AVC: So you knew right away this wasn’t going to be just another teen sexploitation comedy?

TM: Yeah, because it was so singular. John Belushi infused it with this spirit of guerilla filmmaking. Landis came from that world too, and all the National Lampoon writers were from that world. It was just chaos on film. Controlled chaos, though. We stayed very close to the script. It was a very formal kind of movie, if you look at it. Formally photographed and structured, with certain elements of improv. It was the best thing John Landis ever did. It was a brilliant script.

AVC: You mentioned the visual style. You’ve since become a director yourself, but were you paying attention back then to how scenes were constructed visually?
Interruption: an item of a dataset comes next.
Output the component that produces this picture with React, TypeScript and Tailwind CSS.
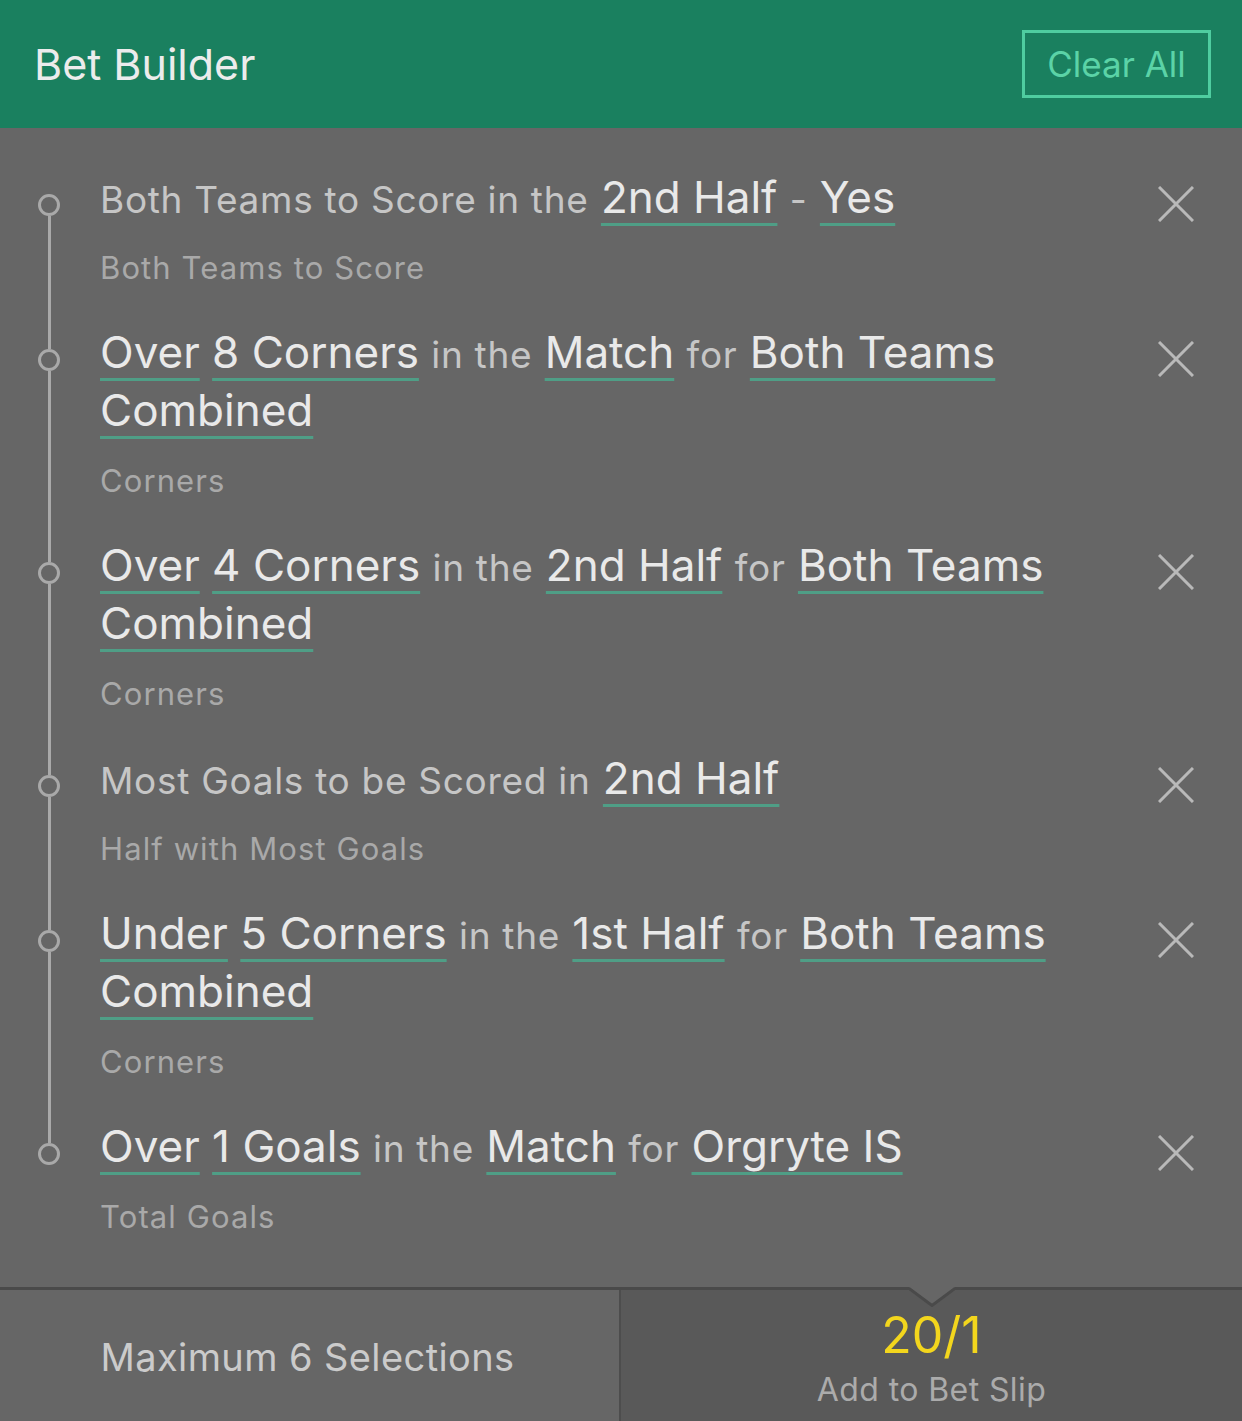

TM: Always, because I grew up on a set. The guys I hung around with were crew guys: the camera department, the prop guys. I was like the third kid through the door when I was a kid actor on Leave It To Beaver. I was always one of five guys who would have a couple lines. I was a journeymen actor in my first career, so I was appreciative of the journeymen on the set. I hung with them and got to know the jobs. That makes it easier for me now as a director, because I know everybody’s job, and I know how to do it. I can smell bullshit when someone’s telling me it can’t be done, because I’ve seen it done a hundred thousand times. [Laughs.] I’ve always noticed what camera we were shooting with, what kind of film we were using. Animal House was the first time I had seen HMI lights, which is standard now. They’re very cool lights. You put one or two in a room and bounce it off a board, and that’s lit. I thought, “What kind of bullshit is this? What is this movie about? They’re walking through this one!” [Laughs.]

AVC: What’s the advantage of the cool lights?

TM: Speed. It was the new technology at the time. I’d been working on more traditional movie sets and TV shows at Universal. All of a sudden, here we’re on location, and it’s down and dirty and quick. It was the way the new commercial world was shooting; the way the indie world was shooting. These were lighter, faster cameras. It was a generational change.